_The problem_
Gather up every line that includes the string "this".

_Dataset records_
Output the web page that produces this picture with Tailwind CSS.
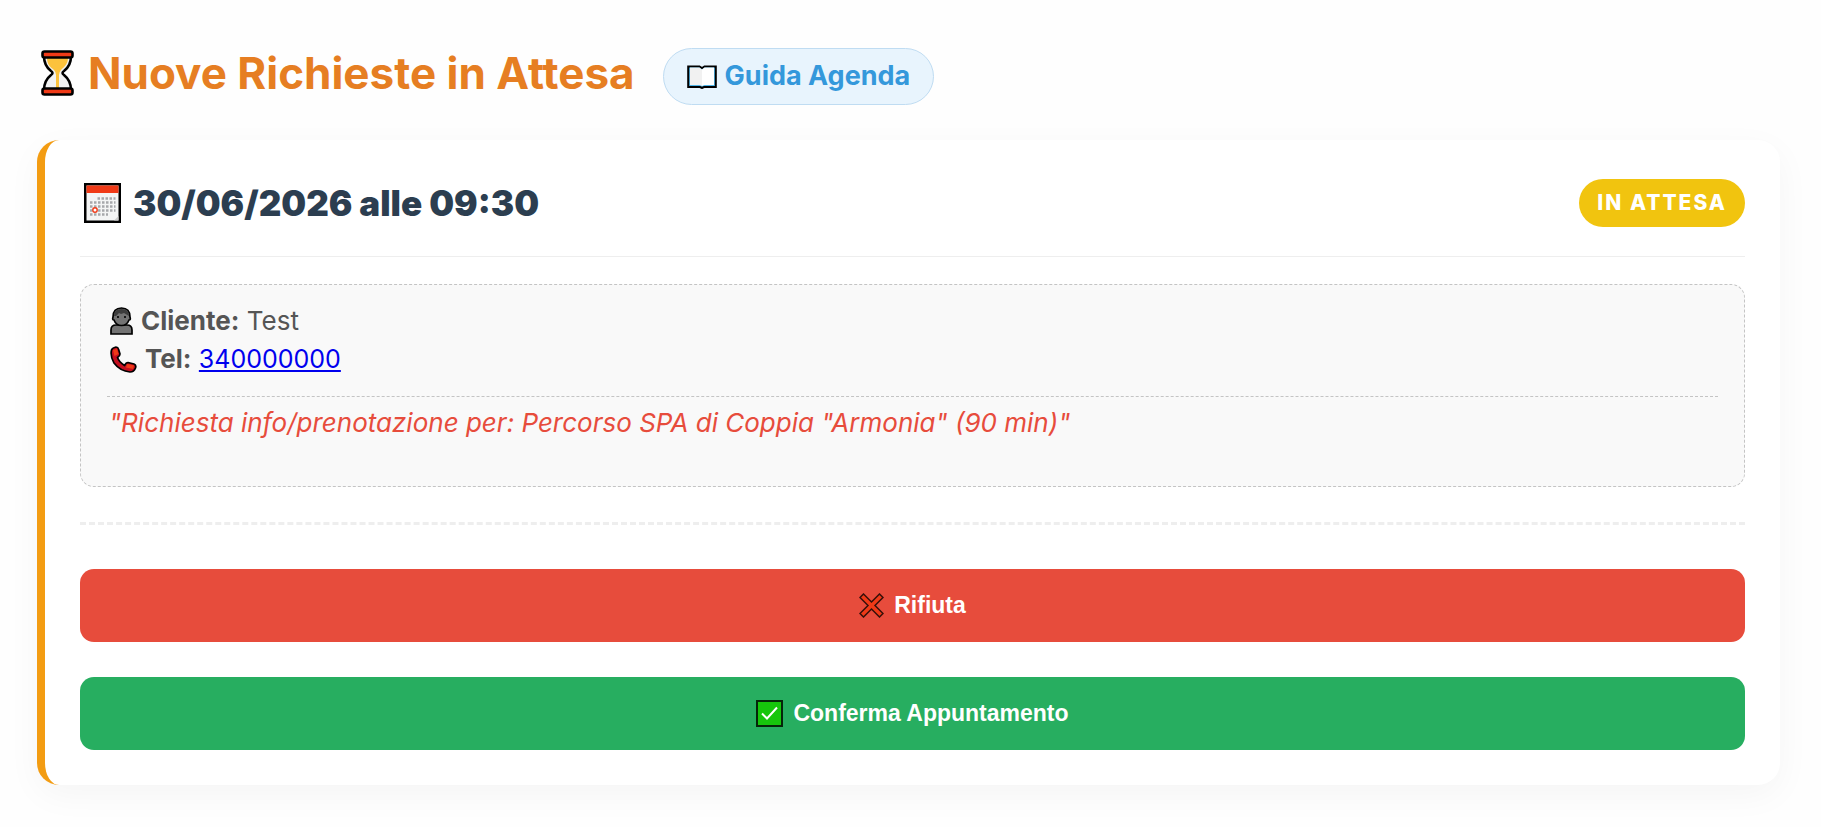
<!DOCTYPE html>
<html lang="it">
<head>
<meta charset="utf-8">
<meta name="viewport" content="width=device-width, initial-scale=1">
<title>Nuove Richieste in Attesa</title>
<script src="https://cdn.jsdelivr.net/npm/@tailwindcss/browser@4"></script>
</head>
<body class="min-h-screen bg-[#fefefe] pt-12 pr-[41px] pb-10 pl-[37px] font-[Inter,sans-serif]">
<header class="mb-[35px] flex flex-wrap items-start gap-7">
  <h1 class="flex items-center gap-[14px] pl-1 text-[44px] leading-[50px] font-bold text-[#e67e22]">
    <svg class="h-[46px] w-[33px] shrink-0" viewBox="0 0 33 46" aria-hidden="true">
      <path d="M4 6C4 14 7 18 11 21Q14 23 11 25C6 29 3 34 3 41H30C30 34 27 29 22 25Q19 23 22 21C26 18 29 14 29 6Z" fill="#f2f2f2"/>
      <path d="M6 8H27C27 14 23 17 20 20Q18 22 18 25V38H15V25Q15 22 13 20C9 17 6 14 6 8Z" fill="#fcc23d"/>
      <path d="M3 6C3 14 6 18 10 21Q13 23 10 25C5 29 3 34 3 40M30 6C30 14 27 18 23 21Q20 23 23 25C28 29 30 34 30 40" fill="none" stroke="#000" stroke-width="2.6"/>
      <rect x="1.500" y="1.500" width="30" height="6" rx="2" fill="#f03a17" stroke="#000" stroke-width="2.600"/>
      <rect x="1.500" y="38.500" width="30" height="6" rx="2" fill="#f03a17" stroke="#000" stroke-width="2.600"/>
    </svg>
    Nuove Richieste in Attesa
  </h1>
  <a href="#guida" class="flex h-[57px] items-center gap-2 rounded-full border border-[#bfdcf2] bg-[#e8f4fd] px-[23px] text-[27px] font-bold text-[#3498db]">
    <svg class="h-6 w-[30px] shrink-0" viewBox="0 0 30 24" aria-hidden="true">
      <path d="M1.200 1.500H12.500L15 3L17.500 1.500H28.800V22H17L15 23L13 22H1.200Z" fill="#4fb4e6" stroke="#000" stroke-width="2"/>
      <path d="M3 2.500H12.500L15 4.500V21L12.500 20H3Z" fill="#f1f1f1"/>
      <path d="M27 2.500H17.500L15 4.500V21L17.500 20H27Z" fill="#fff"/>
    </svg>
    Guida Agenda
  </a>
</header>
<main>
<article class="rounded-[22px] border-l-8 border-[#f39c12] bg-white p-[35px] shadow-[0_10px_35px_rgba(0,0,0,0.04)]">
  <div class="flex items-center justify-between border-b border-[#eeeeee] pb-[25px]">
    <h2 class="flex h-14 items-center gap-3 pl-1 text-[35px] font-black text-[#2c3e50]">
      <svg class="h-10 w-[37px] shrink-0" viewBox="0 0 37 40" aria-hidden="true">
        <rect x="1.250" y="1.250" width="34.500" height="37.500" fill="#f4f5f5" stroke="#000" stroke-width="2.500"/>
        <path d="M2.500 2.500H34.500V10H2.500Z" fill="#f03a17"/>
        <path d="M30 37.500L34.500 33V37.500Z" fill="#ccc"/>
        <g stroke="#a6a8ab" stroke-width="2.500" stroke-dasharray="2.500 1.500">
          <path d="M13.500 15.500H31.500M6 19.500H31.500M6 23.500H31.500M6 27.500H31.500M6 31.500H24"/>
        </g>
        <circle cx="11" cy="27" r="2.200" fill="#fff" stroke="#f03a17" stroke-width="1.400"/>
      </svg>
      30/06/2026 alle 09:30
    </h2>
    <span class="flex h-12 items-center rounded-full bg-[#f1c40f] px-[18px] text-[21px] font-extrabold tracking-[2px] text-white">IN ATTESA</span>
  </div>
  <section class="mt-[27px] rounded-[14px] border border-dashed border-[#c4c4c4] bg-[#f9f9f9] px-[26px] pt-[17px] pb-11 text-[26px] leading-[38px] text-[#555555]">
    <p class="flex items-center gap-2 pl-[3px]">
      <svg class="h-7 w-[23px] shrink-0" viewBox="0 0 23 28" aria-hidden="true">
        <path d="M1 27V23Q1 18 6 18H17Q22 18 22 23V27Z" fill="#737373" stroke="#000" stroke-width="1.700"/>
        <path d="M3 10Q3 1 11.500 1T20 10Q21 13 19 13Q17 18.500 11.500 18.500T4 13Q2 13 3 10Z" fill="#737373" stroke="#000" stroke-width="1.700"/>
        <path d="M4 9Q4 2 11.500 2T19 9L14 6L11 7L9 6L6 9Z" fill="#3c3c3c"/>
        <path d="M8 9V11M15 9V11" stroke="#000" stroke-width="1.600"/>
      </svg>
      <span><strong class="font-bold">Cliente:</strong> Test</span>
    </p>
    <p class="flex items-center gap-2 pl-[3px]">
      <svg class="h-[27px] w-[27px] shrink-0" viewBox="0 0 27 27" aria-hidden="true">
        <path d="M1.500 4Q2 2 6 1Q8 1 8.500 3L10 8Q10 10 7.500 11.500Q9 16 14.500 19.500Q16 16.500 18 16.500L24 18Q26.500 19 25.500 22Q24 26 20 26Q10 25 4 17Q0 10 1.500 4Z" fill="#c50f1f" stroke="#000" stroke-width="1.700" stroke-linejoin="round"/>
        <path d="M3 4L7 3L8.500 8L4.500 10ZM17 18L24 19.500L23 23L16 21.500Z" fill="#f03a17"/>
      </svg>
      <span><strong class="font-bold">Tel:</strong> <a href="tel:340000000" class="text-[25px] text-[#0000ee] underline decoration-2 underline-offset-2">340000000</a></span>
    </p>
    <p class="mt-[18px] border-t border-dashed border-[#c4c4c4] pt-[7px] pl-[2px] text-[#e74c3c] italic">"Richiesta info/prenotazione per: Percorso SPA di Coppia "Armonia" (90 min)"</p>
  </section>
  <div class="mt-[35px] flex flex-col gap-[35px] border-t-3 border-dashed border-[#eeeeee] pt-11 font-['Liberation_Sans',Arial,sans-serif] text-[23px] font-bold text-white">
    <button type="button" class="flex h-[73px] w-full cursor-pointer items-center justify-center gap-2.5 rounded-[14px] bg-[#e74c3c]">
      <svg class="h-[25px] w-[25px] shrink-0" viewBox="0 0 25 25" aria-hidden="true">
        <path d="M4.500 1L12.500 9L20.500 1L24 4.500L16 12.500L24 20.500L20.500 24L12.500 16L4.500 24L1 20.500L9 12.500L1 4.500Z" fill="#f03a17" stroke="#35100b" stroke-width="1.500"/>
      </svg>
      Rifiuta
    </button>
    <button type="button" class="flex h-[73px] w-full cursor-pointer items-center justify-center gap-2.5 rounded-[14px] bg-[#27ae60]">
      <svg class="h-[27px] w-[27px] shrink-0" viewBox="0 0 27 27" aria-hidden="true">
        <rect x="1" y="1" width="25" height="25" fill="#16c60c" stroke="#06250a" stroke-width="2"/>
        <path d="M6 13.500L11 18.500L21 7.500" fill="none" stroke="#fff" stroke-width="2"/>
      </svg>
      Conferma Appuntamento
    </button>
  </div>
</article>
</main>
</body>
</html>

---

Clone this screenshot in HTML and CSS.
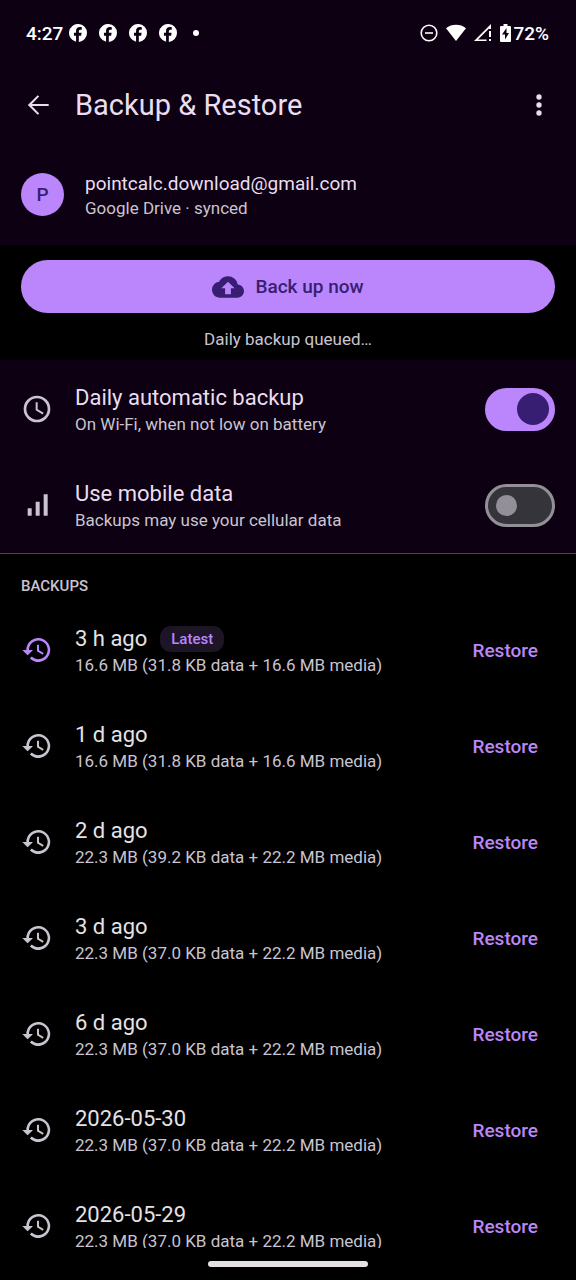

_Written solution_
Output the web page that produces this picture with Tailwind CSS.
Clone this screenshot in HTML and CSS.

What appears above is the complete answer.